**Objective**.
Will you extract the entries word for word? Images should not appear in the copy.

**Recorded data**.
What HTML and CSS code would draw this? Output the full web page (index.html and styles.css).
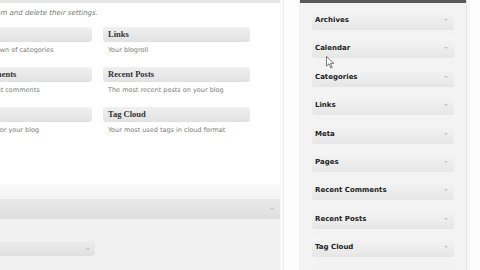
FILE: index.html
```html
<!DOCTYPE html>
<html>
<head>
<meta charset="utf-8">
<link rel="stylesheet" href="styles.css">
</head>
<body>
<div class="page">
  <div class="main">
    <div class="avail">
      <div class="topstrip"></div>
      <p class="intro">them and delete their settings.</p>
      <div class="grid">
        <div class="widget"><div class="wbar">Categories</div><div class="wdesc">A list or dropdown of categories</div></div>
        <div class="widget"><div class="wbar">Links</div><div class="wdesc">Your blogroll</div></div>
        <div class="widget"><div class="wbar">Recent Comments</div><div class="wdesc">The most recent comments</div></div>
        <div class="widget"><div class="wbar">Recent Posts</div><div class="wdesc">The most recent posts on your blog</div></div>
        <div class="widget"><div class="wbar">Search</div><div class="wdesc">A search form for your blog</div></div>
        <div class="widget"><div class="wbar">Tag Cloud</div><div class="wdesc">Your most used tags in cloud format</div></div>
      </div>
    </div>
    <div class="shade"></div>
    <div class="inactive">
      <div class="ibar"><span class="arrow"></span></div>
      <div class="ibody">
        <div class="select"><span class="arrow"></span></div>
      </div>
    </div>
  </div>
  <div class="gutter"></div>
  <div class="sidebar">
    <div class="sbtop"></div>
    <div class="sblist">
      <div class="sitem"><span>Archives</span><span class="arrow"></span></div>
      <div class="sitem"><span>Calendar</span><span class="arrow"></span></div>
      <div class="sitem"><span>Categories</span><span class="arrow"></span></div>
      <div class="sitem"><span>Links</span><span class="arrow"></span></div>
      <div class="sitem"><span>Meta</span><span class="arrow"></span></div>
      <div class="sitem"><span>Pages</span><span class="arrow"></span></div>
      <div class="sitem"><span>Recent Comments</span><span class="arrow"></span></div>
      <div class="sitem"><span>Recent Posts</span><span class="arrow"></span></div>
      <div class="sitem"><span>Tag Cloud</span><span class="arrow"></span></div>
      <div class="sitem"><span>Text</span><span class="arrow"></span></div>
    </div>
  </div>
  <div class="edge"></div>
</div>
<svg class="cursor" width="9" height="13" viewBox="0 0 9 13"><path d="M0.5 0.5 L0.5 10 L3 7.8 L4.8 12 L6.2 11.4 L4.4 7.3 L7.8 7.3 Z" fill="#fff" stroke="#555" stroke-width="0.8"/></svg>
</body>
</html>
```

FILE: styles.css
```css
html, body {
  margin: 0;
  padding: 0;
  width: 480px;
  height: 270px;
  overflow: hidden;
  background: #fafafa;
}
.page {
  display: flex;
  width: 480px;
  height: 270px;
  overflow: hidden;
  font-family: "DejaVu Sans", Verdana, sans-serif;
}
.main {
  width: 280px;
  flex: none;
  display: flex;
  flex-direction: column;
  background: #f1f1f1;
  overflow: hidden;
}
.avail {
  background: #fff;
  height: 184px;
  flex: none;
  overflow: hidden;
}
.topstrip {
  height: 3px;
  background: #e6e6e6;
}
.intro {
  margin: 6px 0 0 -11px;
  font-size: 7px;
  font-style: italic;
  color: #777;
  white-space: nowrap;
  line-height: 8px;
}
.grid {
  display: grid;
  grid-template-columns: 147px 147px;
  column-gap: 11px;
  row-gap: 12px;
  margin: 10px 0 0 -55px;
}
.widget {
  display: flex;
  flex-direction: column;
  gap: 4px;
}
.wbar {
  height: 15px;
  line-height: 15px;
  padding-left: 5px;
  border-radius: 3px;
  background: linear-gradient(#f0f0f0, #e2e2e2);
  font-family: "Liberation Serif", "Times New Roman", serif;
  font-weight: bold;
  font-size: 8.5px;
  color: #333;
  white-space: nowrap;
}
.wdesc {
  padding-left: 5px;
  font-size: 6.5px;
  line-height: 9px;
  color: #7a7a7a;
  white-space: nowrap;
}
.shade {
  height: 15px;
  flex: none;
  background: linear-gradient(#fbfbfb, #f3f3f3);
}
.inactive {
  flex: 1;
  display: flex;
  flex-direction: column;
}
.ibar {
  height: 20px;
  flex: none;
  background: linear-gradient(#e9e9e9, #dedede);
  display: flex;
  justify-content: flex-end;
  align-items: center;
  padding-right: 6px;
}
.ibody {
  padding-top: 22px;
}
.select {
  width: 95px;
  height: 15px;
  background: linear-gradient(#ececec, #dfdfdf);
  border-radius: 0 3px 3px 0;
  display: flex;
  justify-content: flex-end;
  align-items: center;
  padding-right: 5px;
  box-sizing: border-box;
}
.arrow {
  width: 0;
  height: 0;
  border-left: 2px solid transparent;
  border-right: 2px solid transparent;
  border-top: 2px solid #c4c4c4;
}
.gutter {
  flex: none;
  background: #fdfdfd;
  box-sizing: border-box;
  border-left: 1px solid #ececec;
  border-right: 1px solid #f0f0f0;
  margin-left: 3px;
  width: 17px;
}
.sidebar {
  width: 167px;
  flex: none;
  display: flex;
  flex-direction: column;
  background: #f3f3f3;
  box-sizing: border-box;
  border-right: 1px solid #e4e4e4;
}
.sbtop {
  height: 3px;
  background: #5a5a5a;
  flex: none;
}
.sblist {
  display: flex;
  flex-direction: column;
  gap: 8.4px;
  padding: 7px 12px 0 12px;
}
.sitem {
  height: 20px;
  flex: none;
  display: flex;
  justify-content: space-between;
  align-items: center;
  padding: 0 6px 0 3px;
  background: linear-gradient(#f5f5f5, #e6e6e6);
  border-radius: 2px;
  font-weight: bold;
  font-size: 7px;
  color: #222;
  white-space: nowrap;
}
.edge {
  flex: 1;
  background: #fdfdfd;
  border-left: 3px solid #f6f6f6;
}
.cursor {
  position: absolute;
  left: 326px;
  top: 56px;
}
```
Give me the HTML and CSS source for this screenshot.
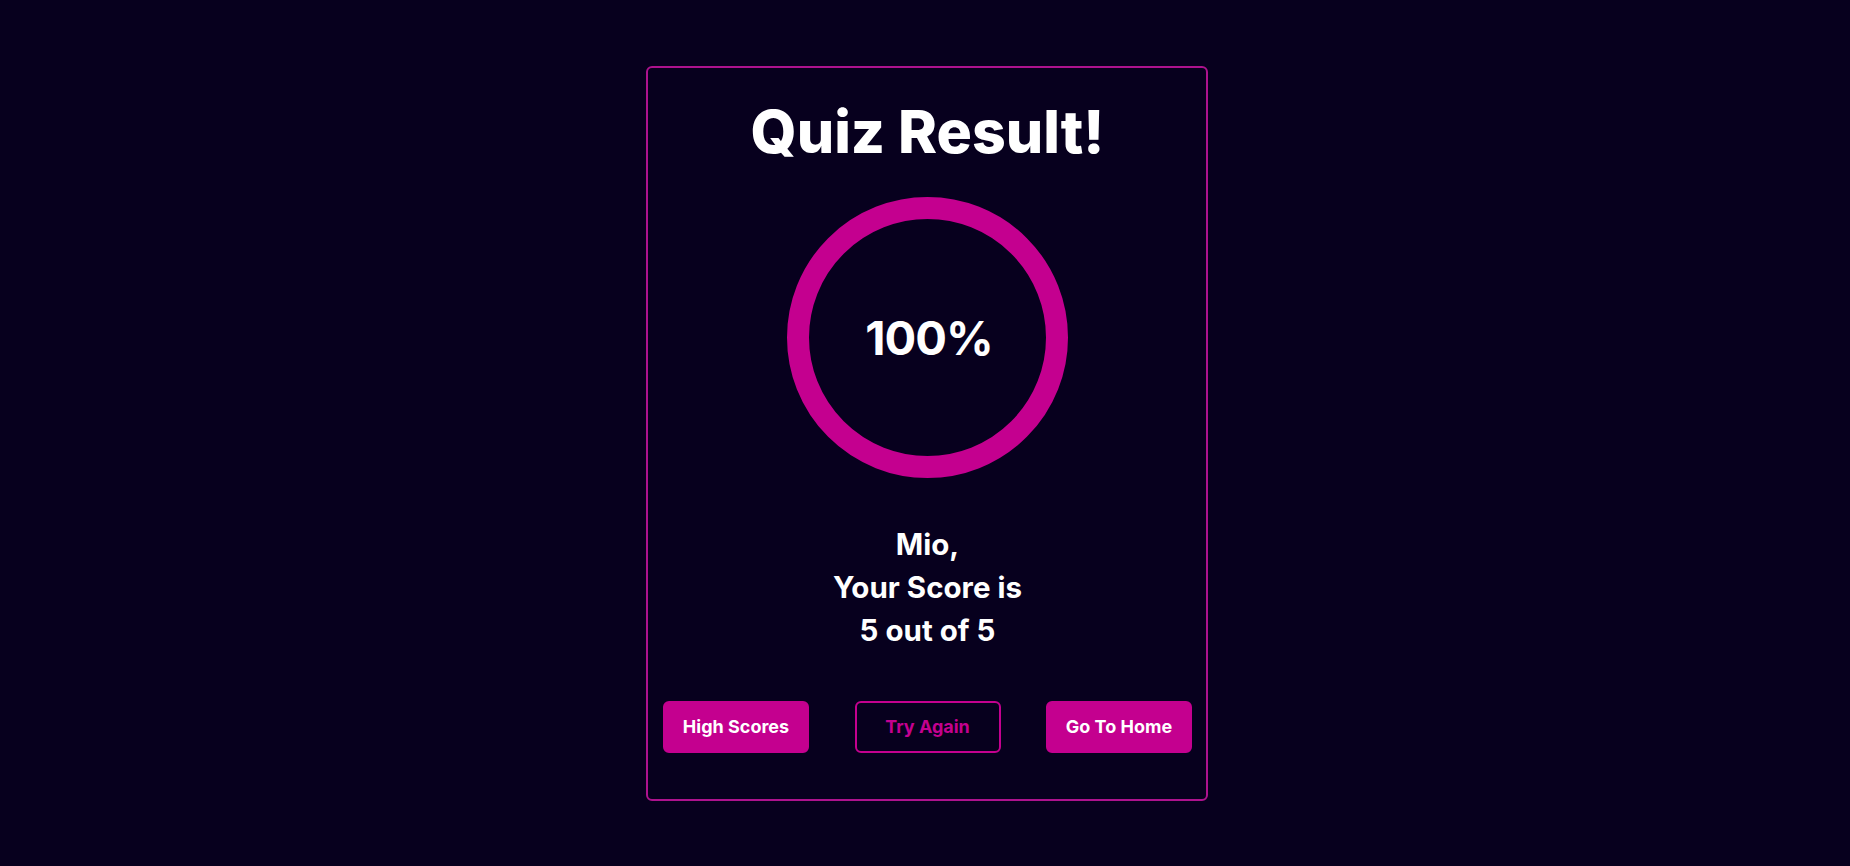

**Exercise solution**.
What HTML and CSS code would draw this? Output the full web page (index.html and styles.css).
FILE: index.html
```html
<!DOCTYPE html>
<html>
<head>
<meta charset="utf-8">
<link rel="stylesheet" href="styles.css">
</head>
<body>
<div class="page">
  <div class="main">
    <div class="avail">
      <div class="topstrip"></div>
      <p class="intro">them and delete their settings.</p>
      <div class="grid">
        <div class="widget"><div class="wbar">Categories</div><div class="wdesc">A list or dropdown of categories</div></div>
        <div class="widget"><div class="wbar">Links</div><div class="wdesc">Your blogroll</div></div>
        <div class="widget"><div class="wbar">Recent Comments</div><div class="wdesc">The most recent comments</div></div>
        <div class="widget"><div class="wbar">Recent Posts</div><div class="wdesc">The most recent posts on your blog</div></div>
        <div class="widget"><div class="wbar">Search</div><div class="wdesc">A search form for your blog</div></div>
        <div class="widget"><div class="wbar">Tag Cloud</div><div class="wdesc">Your most used tags in cloud format</div></div>
      </div>
    </div>
    <div class="shade"></div>
    <div class="inactive">
      <div class="ibar"><span class="arrow"></span></div>
      <div class="ibody">
        <div class="select"><span class="arrow"></span></div>
      </div>
    </div>
  </div>
  <div class="gutter"></div>
  <div class="sidebar">
    <div class="sbtop"></div>
    <div class="sblist">
      <div class="sitem"><span>Archives</span><span class="arrow"></span></div>
      <div class="sitem"><span>Calendar</span><span class="arrow"></span></div>
      <div class="sitem"><span>Categories</span><span class="arrow"></span></div>
      <div class="sitem"><span>Links</span><span class="arrow"></span></div>
      <div class="sitem"><span>Meta</span><span class="arrow"></span></div>
      <div class="sitem"><span>Pages</span><span class="arrow"></span></div>
      <div class="sitem"><span>Recent Comments</span><span class="arrow"></span></div>
      <div class="sitem"><span>Recent Posts</span><span class="arrow"></span></div>
      <div class="sitem"><span>Tag Cloud</span><span class="arrow"></span></div>
      <div class="sitem"><span>Text</span><span class="arrow"></span></div>
    </div>
  </div>
  <div class="edge"></div>
</div>
<svg class="cursor" width="9" height="13" viewBox="0 0 9 13"><path d="M0.5 0.5 L0.5 10 L3 7.8 L4.8 12 L6.2 11.4 L4.4 7.3 L7.8 7.3 Z" fill="#fff" stroke="#555" stroke-width="0.8"/></svg>
</body>
</html>
```

FILE: styles.css
```css
html, body {
  margin: 0;
  padding: 0;
  width: 480px;
  height: 270px;
  overflow: hidden;
  background: #fafafa;
}
.page {
  display: flex;
  width: 480px;
  height: 270px;
  overflow: hidden;
  font-family: "DejaVu Sans", Verdana, sans-serif;
}
.main {
  width: 280px;
  flex: none;
  display: flex;
  flex-direction: column;
  background: #f1f1f1;
  overflow: hidden;
}
.avail {
  background: #fff;
  height: 184px;
  flex: none;
  overflow: hidden;
}
.topstrip {
  height: 3px;
  background: #e6e6e6;
}
.intro {
  margin: 6px 0 0 -11px;
  font-size: 7px;
  font-style: italic;
  color: #777;
  white-space: nowrap;
  line-height: 8px;
}
.grid {
  display: grid;
  grid-template-columns: 147px 147px;
  column-gap: 11px;
  row-gap: 12px;
  margin: 10px 0 0 -55px;
}
.widget {
  display: flex;
  flex-direction: column;
  gap: 4px;
}
.wbar {
  height: 15px;
  line-height: 15px;
  padding-left: 5px;
  border-radius: 3px;
  background: linear-gradient(#f0f0f0, #e2e2e2);
  font-family: "Liberation Serif", "Times New Roman", serif;
  font-weight: bold;
  font-size: 8.5px;
  color: #333;
  white-space: nowrap;
}
.wdesc {
  padding-left: 5px;
  font-size: 6.5px;
  line-height: 9px;
  color: #7a7a7a;
  white-space: nowrap;
}
.shade {
  height: 15px;
  flex: none;
  background: linear-gradient(#fbfbfb, #f3f3f3);
}
.inactive {
  flex: 1;
  display: flex;
  flex-direction: column;
}
.ibar {
  height: 20px;
  flex: none;
  background: linear-gradient(#e9e9e9, #dedede);
  display: flex;
  justify-content: flex-end;
  align-items: center;
  padding-right: 6px;
}
.ibody {
  padding-top: 22px;
}
.select {
  width: 95px;
  height: 15px;
  background: linear-gradient(#ececec, #dfdfdf);
  border-radius: 0 3px 3px 0;
  display: flex;
  justify-content: flex-end;
  align-items: center;
  padding-right: 5px;
  box-sizing: border-box;
}
.arrow {
  width: 0;
  height: 0;
  border-left: 2px solid transparent;
  border-right: 2px solid transparent;
  border-top: 2px solid #c4c4c4;
}
.gutter {
  flex: none;
  background: #fdfdfd;
  box-sizing: border-box;
  border-left: 1px solid #ececec;
  border-right: 1px solid #f0f0f0;
  margin-left: 3px;
  width: 17px;
}
.sidebar {
  width: 167px;
  flex: none;
  display: flex;
  flex-direction: column;
  background: #f3f3f3;
  box-sizing: border-box;
  border-right: 1px solid #e4e4e4;
}
.sbtop {
  height: 3px;
  background: #5a5a5a;
  flex: none;
}
.sblist {
  display: flex;
  flex-direction: column;
  gap: 8.4px;
  padding: 7px 12px 0 12px;
}
.sitem {
  height: 20px;
  flex: none;
  display: flex;
  justify-content: space-between;
  align-items: center;
  padding: 0 6px 0 3px;
  background: linear-gradient(#f5f5f5, #e6e6e6);
  border-radius: 2px;
  font-weight: bold;
  font-size: 7px;
  color: #222;
  white-space: nowrap;
}
.edge {
  flex: 1;
  background: #fdfdfd;
  border-left: 3px solid #f6f6f6;
}
.cursor {
  position: absolute;
  left: 326px;
  top: 56px;
}
```
Give me the HTML and CSS source for this screenshot.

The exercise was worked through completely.